O brasileiro não tem memória.

Neste blog desmascaramos esta mentira.









sábado, 22 de novembro de 2014

Conhece-te a ti mesmo, Brasil (9): a questão da imediatidade

No Brasil há uma expressão interessante, utilizada para indicar uma situação financeira difícil, que diz que "fulano está vendendo o almoço para pagar o jantar".  Para mim, além da evidente alusão à falta de recursos, essa frase também serve para mostrar que o planejamento por aqui só vai até a próxima refeição.

Quando as pessoas estão lutando pela sobrevivência, na roda viva que a vida se tornou, tendem a pensar mais no presente. Na satisfação da necessidades de agora, em resolver problemas do hoje.

Quer ver algumas manifestações dessa mentalidade do imediato?

Os brasileiros raramente fazem testamentos.

Os brasileiros engajam-se alegremente em relacionamentos afetivos efêmeros.  Assim como os esquimós possuem dezenas de palavras para nomear a neve, e cada uma das pequenas diferenças merece um nome novo, assim fazem os brasileiros com a sua miríade de formas de relacionamento:  ficar, ter um rolo, namorar, noivar, namoridos, amizade colorida, entre outras categorias dinâmicas e permutáveis.

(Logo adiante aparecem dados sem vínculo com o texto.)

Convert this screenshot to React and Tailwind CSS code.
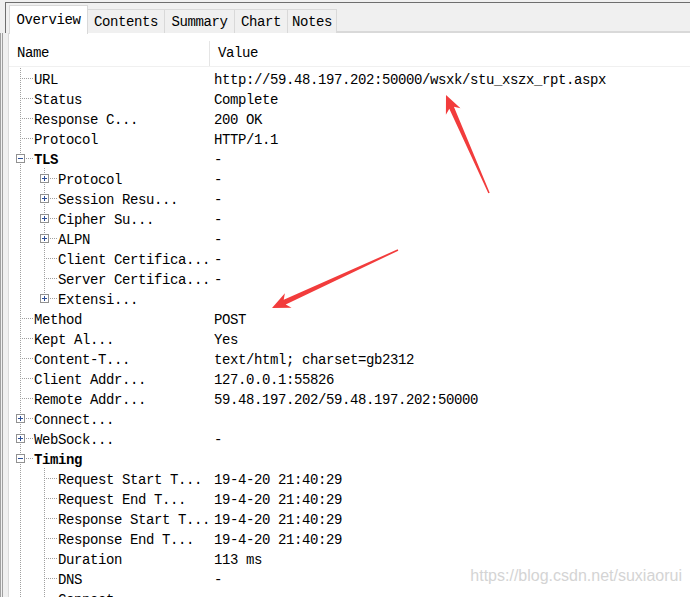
import React from "react";

const MONO = { fontFamily: '"Liberation Mono", "Courier New", monospace' };

// tree rows shown in the Overview panel (d = depth, exp = expander type)
const rows = [
  { d: 1, name: "", value: "" },
  { d: 1, name: "URL", value: "http://59.48.197.202:50000/wsxk/stu_xszx_rpt.aspx" },
  { d: 1, name: "Status", value: "Complete" },
  { d: 1, name: "Response C...", value: "200 OK" },
  { d: 1, name: "Protocol", value: "HTTP/1.1" },
  { d: 1, name: "TLS", value: "-", exp: "minus", bold: true },
  { d: 2, name: "Protocol", value: "-", exp: "plus" },
  { d: 2, name: "Session Resu...", value: "-", exp: "plus" },
  { d: 2, name: "Cipher Su...", value: "-", exp: "plus" },
  { d: 2, name: "ALPN", value: "-", exp: "plus" },
  { d: 2, name: "Client Certifica...", value: "-" },
  { d: 2, name: "Server Certifica...", value: "-" },
  { d: 2, name: "Extensi...", value: "", exp: "plus", last: true },
  { d: 1, name: "Method", value: "POST" },
  { d: 1, name: "Kept Al...", value: "Yes" },
  { d: 1, name: "Content-T...", value: "text/html; charset=gb2312" },
  { d: 1, name: "Client Addr...", value: "127.0.0.1:55826" },
  { d: 1, name: "Remote Addr...", value: "59.48.197.202/59.48.197.202:50000" },
  { d: 1, name: "Connect...", value: "", exp: "plus" },
  { d: 1, name: "WebSock...", value: "-", exp: "plus" },
  { d: 1, name: "Timing", value: "", exp: "minus", bold: true },
  { d: 2, name: "Request Start T...", value: "19-4-20 21:40:29" },
  { d: 2, name: "Request End T...", value: "19-4-20 21:40:29" },
  { d: 2, name: "Response Start T...", value: "19-4-20 21:40:29" },
  { d: 2, name: "Response End T...", value: "19-4-20 21:40:29" },
  { d: 2, name: "Duration", value: "113 ms" },
  { d: 2, name: "DNS", value: "-" },
  { d: 2, name: "Connect", value: "" },
];

const tabs = [
  { label: "Overview", w: "w-[79px]", active: true },
  { label: "Contents", w: "w-[77px]" },
  { label: "Summary", w: "w-[70px]" },
  { label: "Chart", w: "w-[53px]" },
  { label: "Notes", w: "w-[49px]" },
];

const DOT = "#a0a0a0";

function GuideCell({ mode, exp, last }) {
  // mode: "pass" = ancestor line only, "own" = connector for this row
  return (
    <svg width="24" height="20" className="shrink-0" shapeRendering="crispEdges">
      {mode === "pass" && (
        <line x1="11.5" y1="0" x2="11.5" y2="20" stroke={DOT} strokeDasharray="1 1" />
      )}
      {mode === "own" && (
        <>
          <line x1="11.5" y1="0" x2="11.5" y2={last ? 10 : 20} stroke={DOT} strokeDasharray="1 1" />
          <line x1="13" y1="10.5" x2="24" y2="10.5" stroke={DOT} strokeDasharray="1 1" />
          {exp && (
            <>
              <rect x="7.5" y="6.5" width="8" height="8" fill="#ffffff" stroke="#919191" />
              <rect x="9" y="10" width="5" height="1" fill="#2d4e96" />
              {exp === "plus" && <rect x="11" y="8" width="1" height="5" fill="#2d4e96" />}
            </>
          )}
        </>
      )}
    </svg>
  );
}

function TreeRow({ row }) {
  return (
    <div className="flex h-5 whitespace-nowrap text-black">
      <div className="flex w-[201px] shrink-0 overflow-hidden">
        {row.d === 2 && <GuideCell mode="pass" />}
        <GuideCell mode="own" exp={row.exp} last={row.last} />
        <span className={"pl-px pt-[4px] leading-4 " + (row.bold ? "font-bold" : "")}>{row.name}</span>
      </div>
      <div className="pl-[4px] pt-[4px] leading-4">{row.value}</div>
    </div>
  );
}

function Arrows() {
  return (
    <svg className="pointer-events-none absolute left-0 top-0" width="690" height="597">
      <polygon
        fill="#f23c3c"
        points="446,95 460.5,108.3 453.9,106.8 489.7,192.7 488.3,193.3 449.3,108.8 445.9,114.7"
      />
      <polygon
        fill="#f23c3c"
        points="272,308 284.9,293.2 283.7,299.8 397.7,249.3 398.3,250.7 285.7,304.4 291.6,307.8"
      />
    </svg>
  );
}

export default function App() {
  return (
    <div
      className="relative flex h-[597px] w-[690px] flex-col overflow-hidden bg-[#f0f0f0] text-[14px] tracking-[-0.4px]"
      style={MONO}
    >
      {/* tab strip */}
      <div className="flex h-[33px] shrink-0 pt-[2px]">
        <div className="w-[5px]" />
        <div className="flex flex-1 items-end border-l border-t border-[#6e6e6e] pl-[3px]">
          {tabs.map((t) =>
            t.active ? (
              <div
                key={t.label}
                className={t.w + " relative z-10 -mb-px flex h-[29px] items-center justify-center border border-b-0 border-[#d9d9d9] bg-white"}
              >
                {t.label}
              </div>
            ) : (
              <div
                key={t.label}
                className={t.w + " flex h-[24px] items-center justify-center border border-b-0 border-l-0 border-[#d9d9d9] bg-[#f0f0f0] pt-[2px]"}
              >
                {t.label}
              </div>
            )
          )}
          <div className="flex-1 border-b-2 border-[#d9d9d9]" />
        </div>
      </div>

      {/* body */}
      <div className="flex min-h-0 flex-1">
        <div className="flex w-[8px] shrink-0">
          <div className="w-px bg-[#a0a0a0]" />
          <div className="w-px bg-[#f0f0f0]" />
          <div className="w-px bg-[#a0a0a0]" />
        </div>
        <div className="flex min-w-0 flex-1 flex-col border-l border-[#d9d9d9] bg-white">
          <div className="flex h-[34px] shrink-0 border-b border-[#f0f0f0] pt-[8px]">
            <div className="flex w-[201px] items-center border-r border-[#e5e5e5] pl-[8px]">Name</div>
            <div className="flex items-center pl-[8px]">Value</div>
          </div>
          <div className="min-h-0 flex-1 overflow-hidden">
            <div className="-mt-[19px]">
              {rows.map((r, i) => (
                <TreeRow key={i} row={r} />
              ))}
            </div>
          </div>
        </div>
      </div>

      <Arrows />

      <div
        className="pointer-events-none absolute bottom-[9px] right-[8px] text-[16px] tracking-normal text-[#d4d4d4]"
        style={{ fontFamily: '"Liberation Sans", Arial, sans-serif' }}
      >
        https://blog.csdn.net/suxiaorui
      </div>
    </div>
  );
}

É a única fila no Brasil que anda rápido.

O planejamento efetivo ainda parece ser um comportamento estranho entre nós.  Geralmente, nós fazemos gestões de crise (planejar para resolver o problema imediato), mas os planos de longa duração ainda são raridade.

O próprio conceito de longa duração para nós é estranho.  Curto prazo: hoje.  Médio prazo: um ano.  Longo prazo: de cinco a oito anos.

E ainda tem gente perguntando por que aconteceu a crise hídrica em São Paulo.

Acredito que esse senso de urgência, essa imediatidade, é uma das grandes responsáveis pela mentira deslavada de que o "brasileiro não tem memória".  É claro que vivendo apenas no presente e mirando as suas urgências, não sobra muito espaço para refletir sobre o passado e ou para planejar o futuro.

Há quem considere que na pós-modernidade, época fragmentada, dinâmica e imprevisível, quase líquida no sentir de alguns, a adaptabilidade  pode ser considerada uma virtude.  Entretanto, essa adaptabilidade só será virtuosa se exercida dentro de um quadro maior de referência, contexto em que essas ações ganham coerência.

Sem essa moldura, projetos, políticas e ações tornam-se descontextualizados e fica difícil aferir a sua eficiência, restando essa sensação estranha de indefinição quanto a objetivos.  "Nenhum vento sopra a favor de quem não sabe para onde quer ir", frase tão sábia que é atribuída ora a Sêneca, ora a Montaigne.